RIAs need to stay abreast
Still, even though blind trusts are typically used by people who are in public positions, Janet Bandera, senior vice president of National Advisors Trust Co., says that RIAs should be aware of these types of trusts particularly if they have clients who are involved with local or regional public policy. See: By hiring a Fidelity sales veteran, National Advisors Trust goes after the $1 million to $10 million client who use $500 million RIAs.
“RIAs need to know how to get a blind trust and how to set them up,” she says. The RIA can manage the trust and always work with a firm like us to partner with.”
Most high-net-worth clients who aren’t in the public spot light have no interest in these trusts, Bandera says. “It’s not that common with high-net-worth clients,” she says. “They’ve earned their money and they want to keep control.”
Don’t use it for families
Drake also says he’s heard of affluent clients who want a blind trust to try to prevent children from getting the details on a family trust.
“While it may sound in theory, on a practical issue, it just won’t make much sense,” Drake says.
Diane Park, manager of tax planning services at Wade Financial Group Inc. in Minneapolis, says that a few affluent clients mention a blind trust as a way to disguise assets and investments to family members such as their children. But she discourages a blind trust for that reason alone. “I’d rather try to educate the relatives that wealth is a blessing but it can also be a burden,” she says.
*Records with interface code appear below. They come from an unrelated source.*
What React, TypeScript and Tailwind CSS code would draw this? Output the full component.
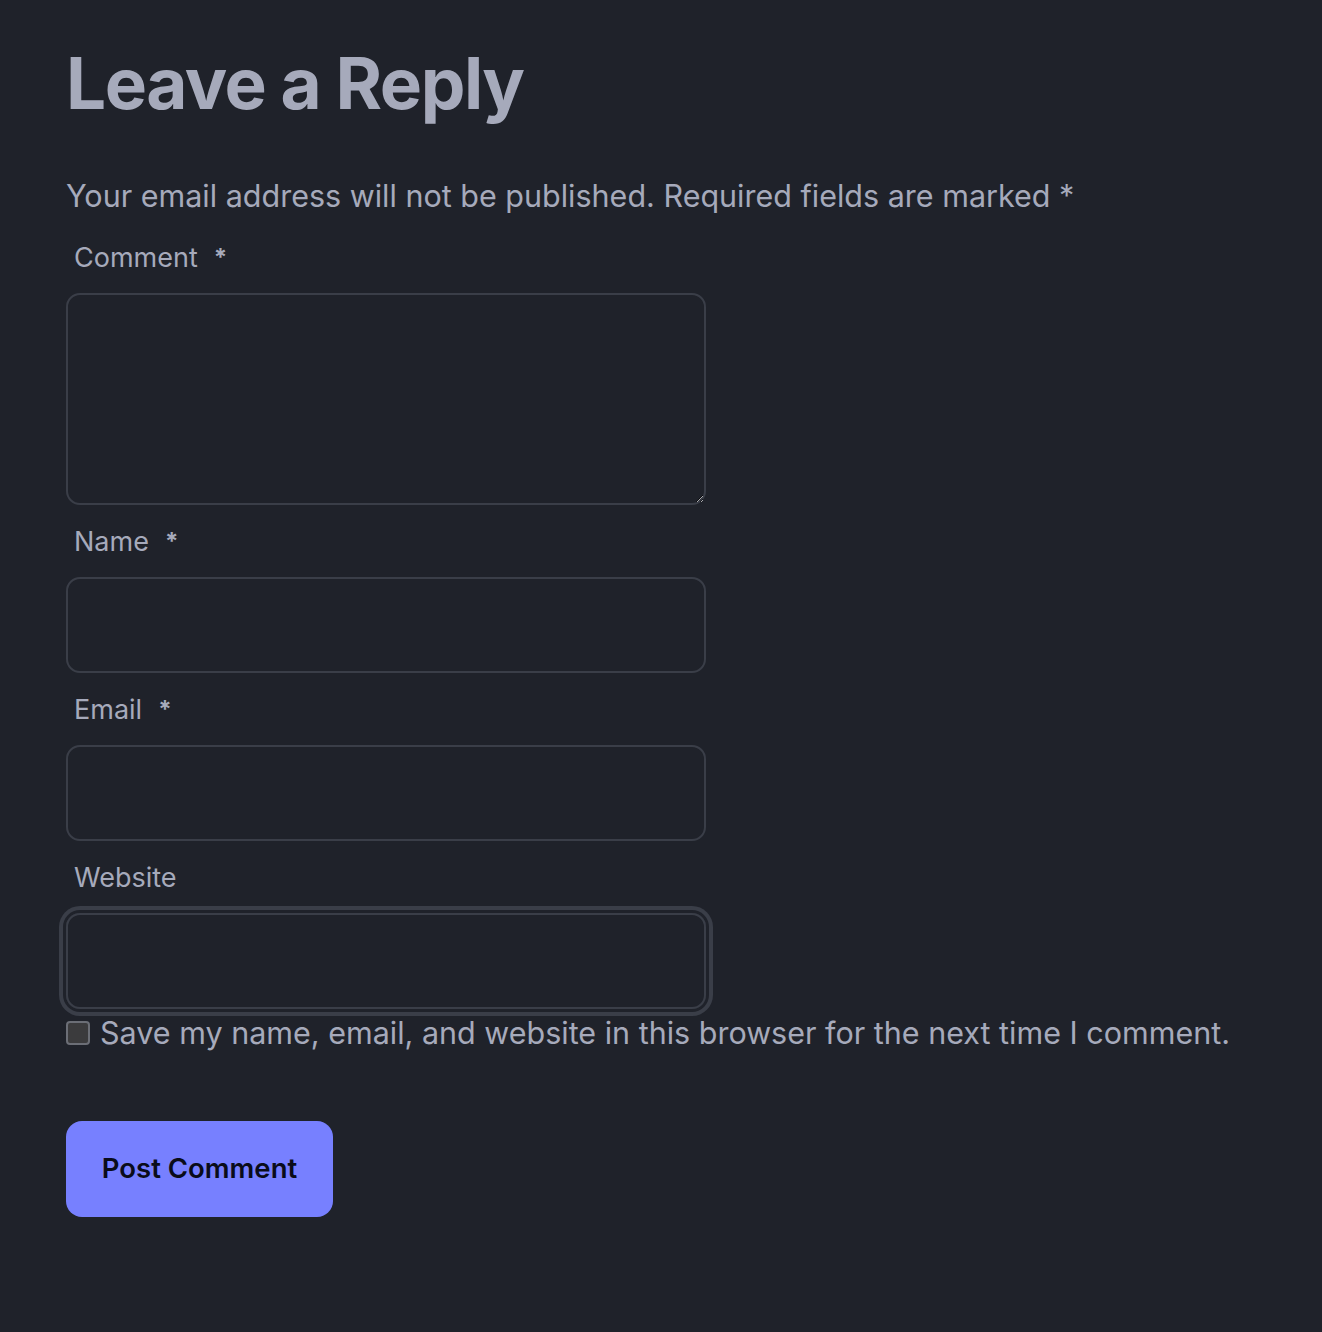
import React from "react";

const Field = ({
  label,
  required,
  children,
}: {
  label: string;
  required?: boolean;
  children: React.ReactNode;
}) => (
  <div className="flex flex-col">
    <label className="flex items-center px-2 text-[27px] leading-[40px] text-[#a6aabb]">
      {label}
      {required && <span className="ml-[16px] text-[24px] font-bold">*</span>}
    </label>
    {children}
  </div>
);

const inputCls =
  "mt-[15px] h-[96px] w-[640px] rounded-[14px] border-2 border-[#3a3e48] bg-transparent px-4 outline-none";

export default function App() {
  return (
    <div className="min-h-[1332px] w-full bg-[#1f222a] px-[66px] pt-[38px] font-['Inter',sans-serif] text-[#a6aabb]">
      <h1 className="text-[71px] font-bold leading-[90px] tracking-[-1.5px] text-[#a6aabb]">
        Leave a Reply
      </h1>
      <p className="mt-[44px] text-[30.5px] leading-[48px]">
        Your email address will not be published. Required fields are marked *
      </p>
      <form className="mt-[18px] flex flex-col gap-[17px]">
        <Field label="Comment" required>
          <textarea className="mt-[15px] h-[212px] w-[640px] resize-y rounded-[14px] border-2 border-[#3a3e48] bg-transparent p-3 outline-none" />
        </Field>
        <Field label="Name" required>
          <input className={inputCls} />
        </Field>
        <Field label="Email" required>
          <input className={inputCls} />
        </Field>
        <Field label="Website">
          <input className={`${inputCls} ring-[4px] ring-[#3a3e48] ring-offset-[3px] ring-offset-[#1f222a]`} />
        </Field>
      </form>
      <label className="mt-[4px] flex items-center gap-[10px] text-[30.5px] leading-[40px]">
        <span className="h-[24px] w-[24px] rounded-[4px] border-2 border-[#6b6e76] bg-[#3b3b3d]" />
        Save my name, email, and website in this browser for the next time I comment.
      </label>
      <button className="mt-[68px] h-[96px] w-[267px] rounded-[16px] bg-[#7780ff] text-[27.5px] font-semibold text-[#0a0c1a]">
        Post Comment
      </button>
    </div>
  );
}
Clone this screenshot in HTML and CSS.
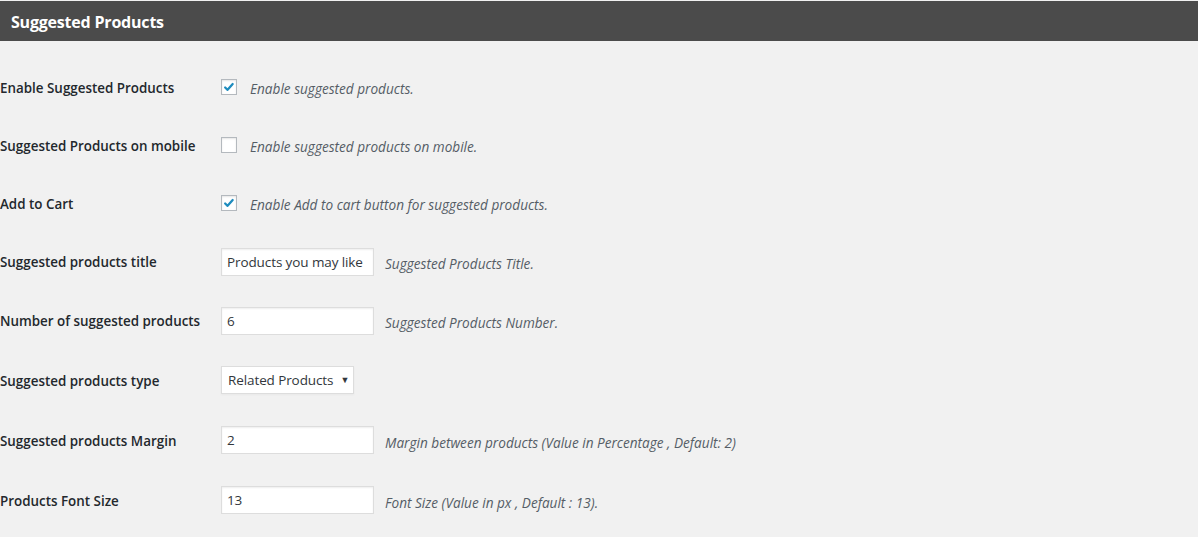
FILE: index.html
```html
<!DOCTYPE html>
<html>
<head>
<meta charset="utf-8">
<link rel="stylesheet" href="styles.css">
</head>
<body>
<div class="page">
  <h2 class="panel-title">Suggested Products</h2>
  <div class="form">
    <div class="row h58">
      <div class="label">Enable Suggested Products</div>
      <div class="field">
        <span class="check checked"><svg viewBox="0 0 16 16" width="16" height="16"><path d="M3.6 8.6 L6.4 11.2 L12.2 4.6" fill="none" stroke="#1e8cbe" stroke-width="2.6" stroke-linecap="round" stroke-linejoin="round"/></svg></span>
        <span class="desc cdesc">Enable suggested products.</span>
      </div>
    </div>
    <div class="row h58">
      <div class="label">Suggested Products on mobile</div>
      <div class="field">
        <span class="check"></span>
        <span class="desc cdesc">Enable suggested products on mobile.</span>
      </div>
    </div>
    <div class="row h58">
      <div class="label">Add to Cart</div>
      <div class="field">
        <span class="check checked"><svg viewBox="0 0 16 16" width="16" height="16"><path d="M3.6 8.6 L6.4 11.2 L12.2 4.6" fill="none" stroke="#1e8cbe" stroke-width="2.6" stroke-linecap="round" stroke-linejoin="round"/></svg></span>
        <span class="desc cdesc">Enable Add to cart button for suggested products.</span>
      </div>
    </div>
    <div class="row h59">
      <div class="label">Suggested products title</div>
      <div class="field">
        <span class="input">Products you may like</span>
        <span class="desc">Suggested Products Title.</span>
      </div>
    </div>
    <div class="row h59">
      <div class="label">Number of suggested products</div>
      <div class="field">
        <span class="input">6</span>
        <span class="desc">Suggested Products Number.</span>
      </div>
    </div>
    <div class="row h60">
      <div class="label">Suggested products type</div>
      <div class="field">
        <span class="select">Related Products<span class="arrow">▼</span></span>
      </div>
    </div>
    <div class="row h60">
      <div class="label">Suggested products Margin</div>
      <div class="field">
        <span class="input">2</span>
        <span class="desc">Margin between products (Value in Percentage , Default: 2)</span>
      </div>
    </div>
    <div class="row h60">
      <div class="label">Products Font Size</div>
      <div class="field">
        <span class="input">13</span>
        <span class="desc">Font Size (Value in px , Default : 13).</span>
      </div>
    </div>
  </div>
</div>
</body>
</html>
```
FILE: styles.css
```css
html, body {
  margin: 0;
  padding: 0;
  background: #f1f1f1;
}
body {
  font-family: "Open Sans", "Noto Sans", sans-serif;
  color: #23282d;
  width: 1198px;
  height: 537px;
  overflow: hidden;
}
.page {
  padding-top: 1px;
}
.panel-title {
  margin: 0;
  height: 40px;
  background: #4b4b4b;
  color: #fff;
  font-size: 16px;
  font-weight: 700;
  line-height: 42px;
  padding-left: 11px;
  letter-spacing: -0.2px;
}
.form {
  padding-top: 17px;
}
.row {
  display: flex;
  align-items: center;
}
.h58 { height: 58px; }
.h59 { height: 59px; }
.h60 { height: 60px; }
.label {
  width: 221px;
  flex: none;
  font-size: 13.4px;
  font-weight: 600;
  line-height: 18px;
  padding-top: 1px;
}
.field {
  display: flex;
  align-items: center;
}
.check {
  width: 14px;
  height: 14px;
  border: 1px solid #b4b9be;
  background: #fff;
  box-shadow: inset 0 1px 2px rgba(0,0,0,.1);
  display: flex;
  align-items: center;
  justify-content: center;
  margin-right: 13px;
}
.check svg {
  display: block;
}
.desc {
  font-size: 13.6px;
  font-style: italic;
  color: #555d66;
  margin-left: 11px;
  padding-top: 4px;
}
.cdesc {
  margin-left: 0;
  padding-top: 2px;
}
.input {
  box-sizing: border-box;
  width: 153px;
  height: 28px;
  border: 1px solid #ddd;
  background: #fff;
  box-shadow: inset 0 1px 2px rgba(0,0,0,.07);
  font-size: 13.5px;
  line-height: 26px;
  padding-left: 5px;
  color: #32373c;
  white-space: nowrap;
  overflow: hidden;
  letter-spacing: -0.1px;
}
.select {
  box-sizing: border-box;
  height: 28px;
  width: 133px;
  border: 1px solid #ddd;
  background: #fff;
  box-shadow: 0 1px 2px rgba(0,0,0,.04);
  font-size: 13.5px;
  line-height: 26px;
  padding-left: 6px;
  color: #32373c;
  display: flex;
  align-items: center;
  letter-spacing: -0.1px;
}
.arrow {
  font-size: 9px;
  margin-left: 7px;
  color: #32373c;
}
```
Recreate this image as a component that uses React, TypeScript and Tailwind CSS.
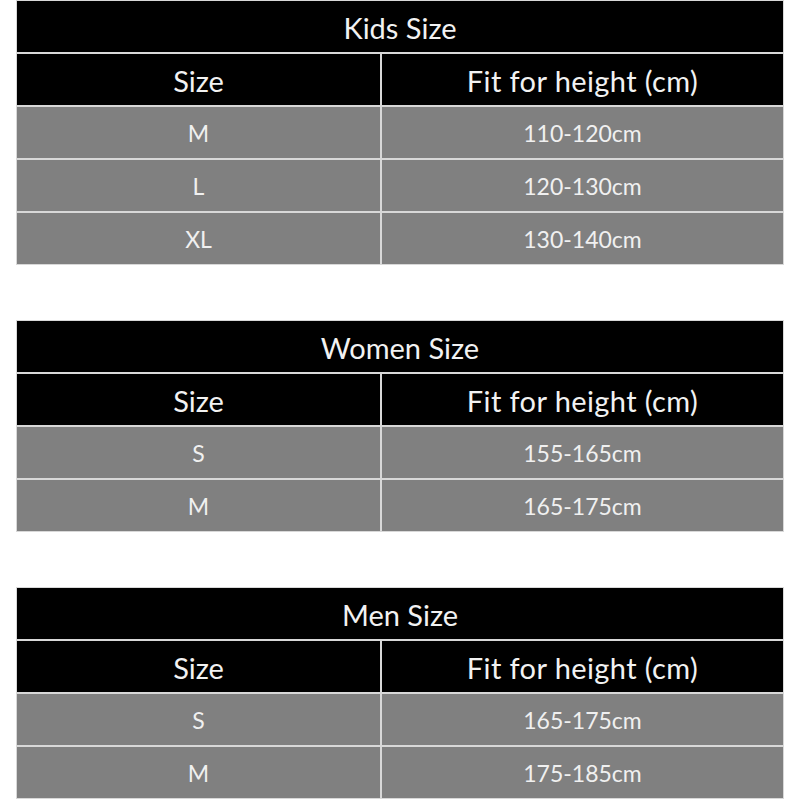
import React from "react";

type Table = { title: string; rows: [string, string][] };

const tables: Table[] = [
  { title: "Kids Size", rows: [["M", "110-120cm"], ["L", "120-130cm"], ["XL", "130-140cm"]] },
  { title: "Women Size", rows: [["S", "155-165cm"], ["M", "165-175cm"]] },
  { title: "Men Size", rows: [["S", "165-175cm"], ["M", "175-185cm"]] },
];

function SizeTable({ t }: { t: Table }) {
  return (
    <div className="w-[768px] flex flex-col gap-[2px] bg-[#d8d8d8] border border-[#d8d8d8]">
      <div className="h-[51px] bg-black flex items-center justify-center pt-[3px] text-[29px] text-[#f2f2f2]">{t.title}</div>
      <div className="h-[51px] grid grid-cols-[363px_1fr] gap-[2px]">
        <div className="bg-black flex items-center justify-center pt-[3px] text-[29px] text-[#f2f2f2]">Size</div>
        <div className="bg-black flex items-center justify-center pt-[3px] text-[29px] tracking-[0.4px] text-[#f2f2f2]">Fit for height (cm)</div>
      </div>
      {t.rows.map(([s, h], i) => (
        <div key={i} className="h-[51px] grid grid-cols-[363px_1fr] gap-[2px]">
          <div className="bg-[#808080] flex items-center justify-center pt-[2px] text-[23px] text-[#f0f0f0]">{s}</div>
          <div className="bg-[#808080] flex items-center justify-center pt-[2px] text-[23px] text-[#f0f0f0]">{h}</div>
        </div>
      ))}
    </div>
  );
}

export default function App() {
  return (
    <div className="w-[800px] h-[800px] bg-white pl-[16px] flex flex-col gap-[55px] overflow-hidden" style={{ fontFamily: "Lato, 'Open Sans', sans-serif" }}>
      {tables.map((t, i) => (
        <SizeTable key={i} t={t} />
      ))}
    </div>
  );
}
See: A refresher on how an advisor should approach the needs of clients as they near retirement.
Richard Duke, partner of of Duke Law Firm in Birmingham, Ala., says he has seen a few situations where a local board of directors can’t agree on how to invest funds and ultimately decide to set up a blind trust to end their bickering.
“They could choose a trust company or an RIA and then everyone’s happy because no one lost control and no one gained control,” Duke says.